Nul manifeste encore paru du kuduro, ni du dubstep, point de manuel théorique sur le passinho, c’est donc à YouTube et à Wikipédia d’en assurer l’écriture populaire et démocratique, à travers notamment tutos et vidéos, rejouées, pour certaines, des milliers de fois.
Un foisonnement qui est le parangon des danses urbaines, auquel François Chaignaud, Cecilia Bengolea et Ana Pi accordent un spectacle d’une heure. Évitant les écueils des approches anhistoriques ou bien même chronologiques de ces danses mondialisées, « Danses urbaines » nous propose une revigorante histoire mondiale de mouvements souvent nés aux marges des villes, hantés par les limites géographiques, sociales alors éprouvées par les individus qui les ont créées.
Une présentation-montage distrayante et efficace dont les qualités sont qu’elle ne tombe jamais dans un didactisme ennuyeux mais valorise une explication claire et allègre. La juxtaposition des séquences revenant sur un type de danse bien particulier permet d’assurer la spontanéité du propos, et des intermèdes dansés présentent in situ les caractéristiques chorégraphiques au préalable avancées par Ana Pi.

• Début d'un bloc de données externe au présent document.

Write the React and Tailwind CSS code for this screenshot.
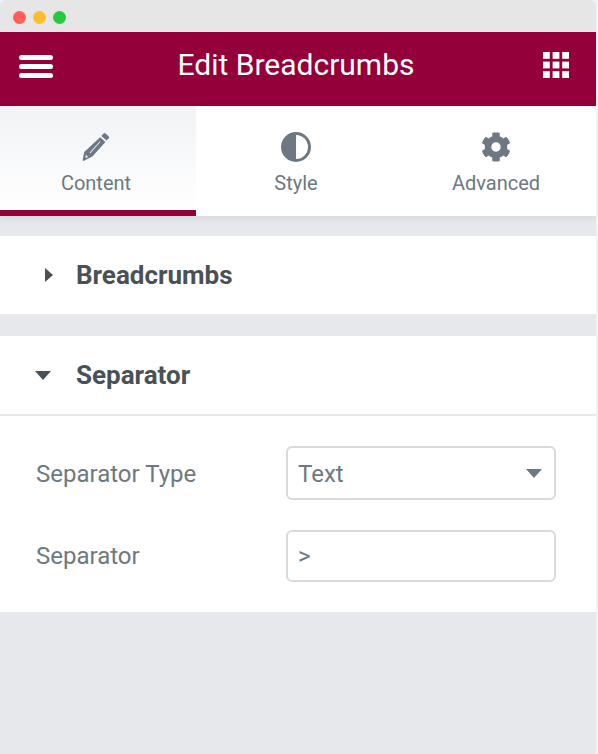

Le langage est la matière noire du spectacle, l’étoffement de notre vocabulaire au sortir de la représentation le montre bien ; ces danses nous traversent grâce à l’universalité de leur langage. Ferventes combattantes des mixtes et des mélanges, les danses urbaines sont absorbantes, spongieuses, féroces, enragées. Si on les faisait femmes, on lirait leur histoire sur leurs veines battantes et sur des poignets mobiles, quasi sardoniques. En somme, le beau geste de ces femmes, c’est bien toujours déjà l’alliance atemporelle d’Éros et de Thanatos.